French finance minister, Bruno le Maire, reacted sharply to the coalition’s letter. In a series of remarkable comments earlier this week, le Maire described the eurozone-budget as “non-negotiable” for the French. Without it there would be no EMU reform deal at the summit, it was implied.
So what can we expect from the coming two days of high-level negotiations in Brussels? Much suggests that the EMU reform agenda will have a tough summit. Just yesterday, several media reported that Mario Centeno has allegedly sent a letter to Donald Tusk, head of the European council, stressing that although he personally supports the French-German agreement, he feels compelled to communicate that there is next to no consensus amongst eurozone countries on the EMU reform process.
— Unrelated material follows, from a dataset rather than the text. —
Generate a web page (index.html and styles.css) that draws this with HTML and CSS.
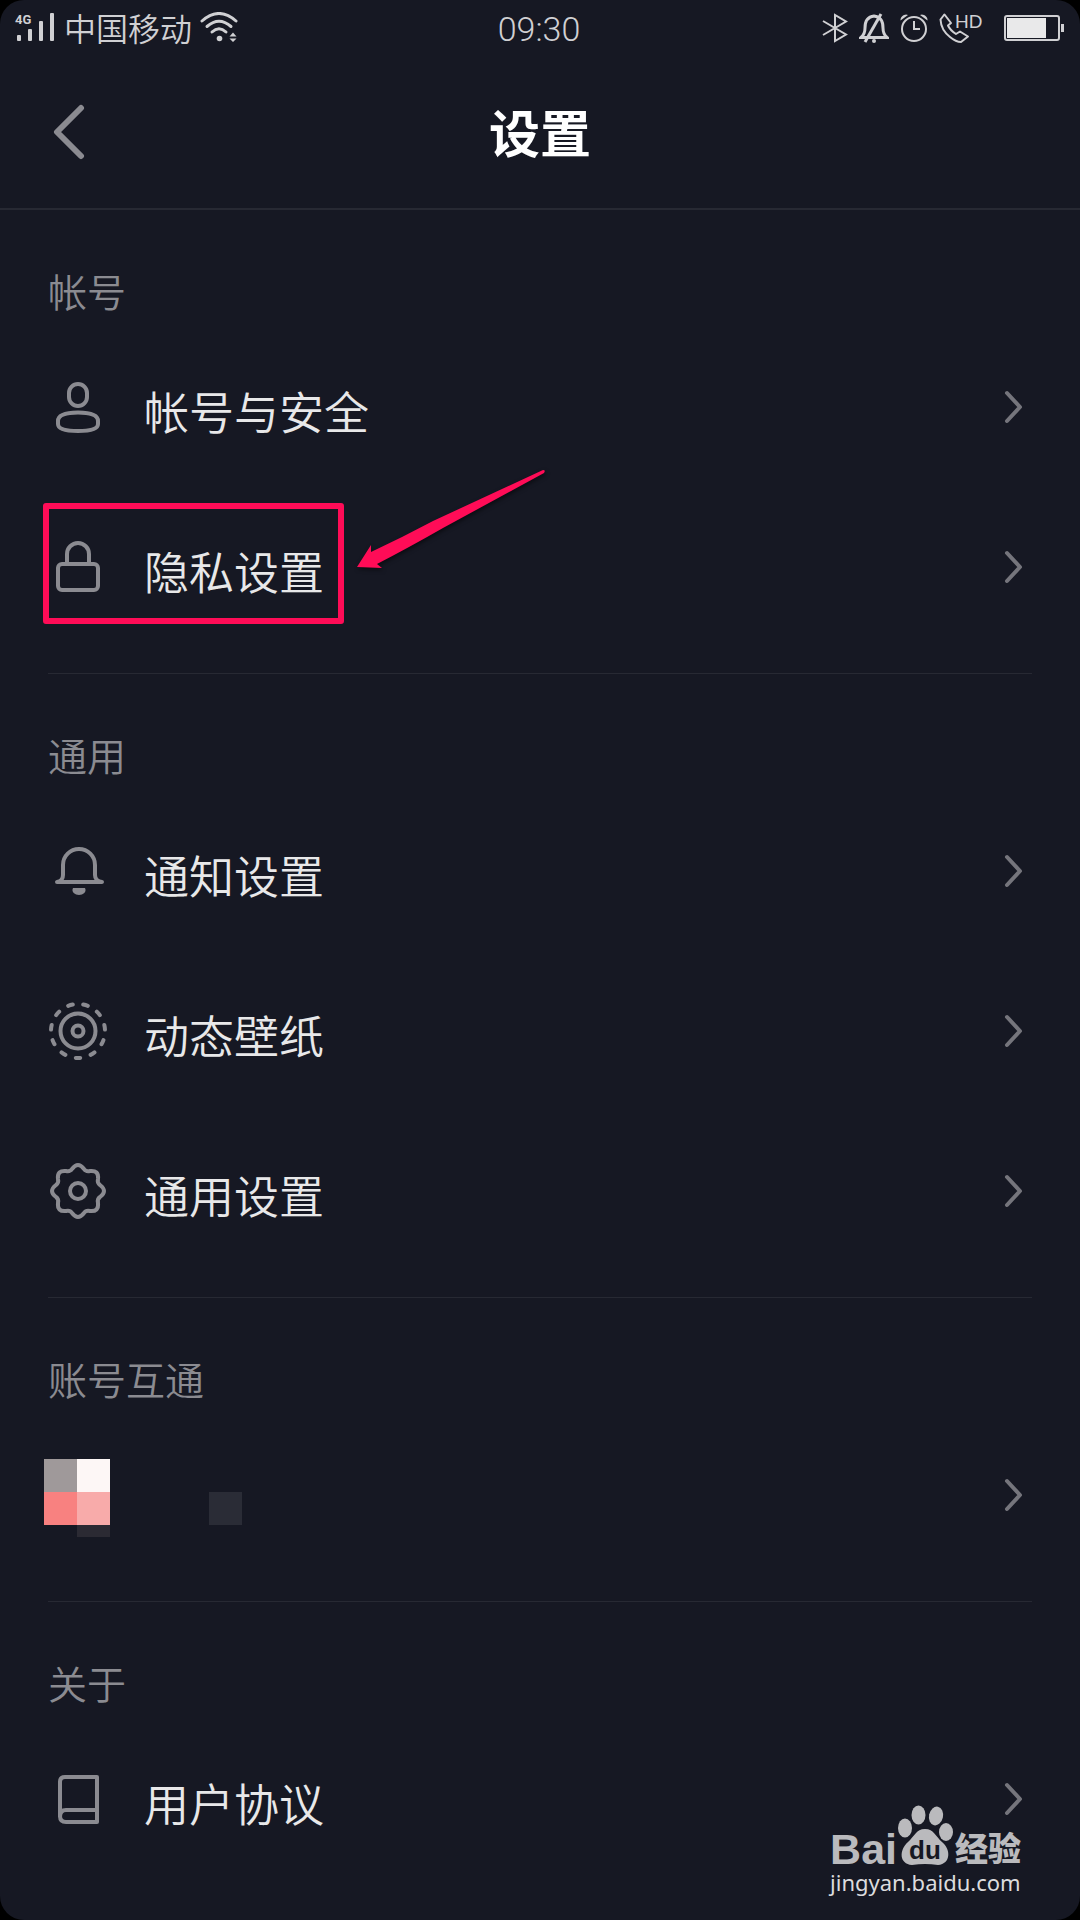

In fact, the only thing that member states agree, Centeno notes, is that the resolution mechanism needs a fiscal backstop, which should be provided by the ESM.
In spite of more than five years of intensive preparation by the Commission, and its persistent nudging and pushing of the EMU reform agenda, it seems likely that the EU summit identified as the key milestone in the process, will end up producing despairingly meager results, if any at all.